DULCE AND GABBANA Sweet side
Like their longtime muse Madonna, who they famously clad in that missile-shaped corset, design duo Dolce and Gabbana are now crying "reinvention." Today's WWD insert, a round-up of the Spring collections, reports that the provocative pair are now preaching a pretty, fangless, and buttoned-up approach to dressing that's a far cry from their usual Sicilian streetwalker thing. Which begs the question: Is the world ready for a Dolce and Gabbana your grandma might wear?
The troops at Condé Nast say yes, and were psyched about the designers' new look, foaming at the pen over the "layered organzas, hand-painted tulle, crimson brocades, and feminine silhouettes," on which the duo are now staking the villa in Positano. After all, their last collection, which would have been best suited to a blow-up doll, didn't go over so well, with acid-tongued critic Suzy Menkes yawning: "Isn't it time Dolce & Gabbana came up for some fresh air?" So the "rebirth" as the pair describe it, may have been motivated by commerce as well as by art.

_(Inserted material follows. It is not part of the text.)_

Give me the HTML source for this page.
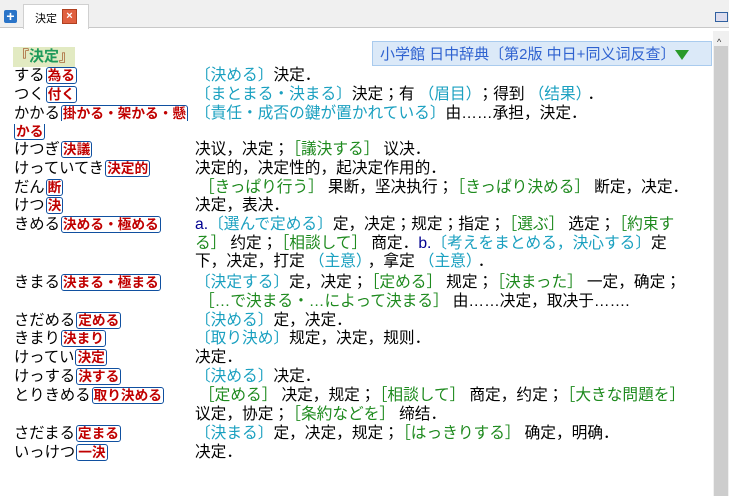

The resulting collection of fluffy, painted dresses for middle-aged ballerinas may win them applause from the folks at 4 Times Square, but you gotta wonder who will step up and start designing clothes fit for trannies again. Now that Tom Ford has turned his oily attentions to menswear, and D&G are designing for Darien garden parties, there is a vacuum waiting to be filled.
Could Posh be up to the pleather challenge? Also, does this mean no more rape ads?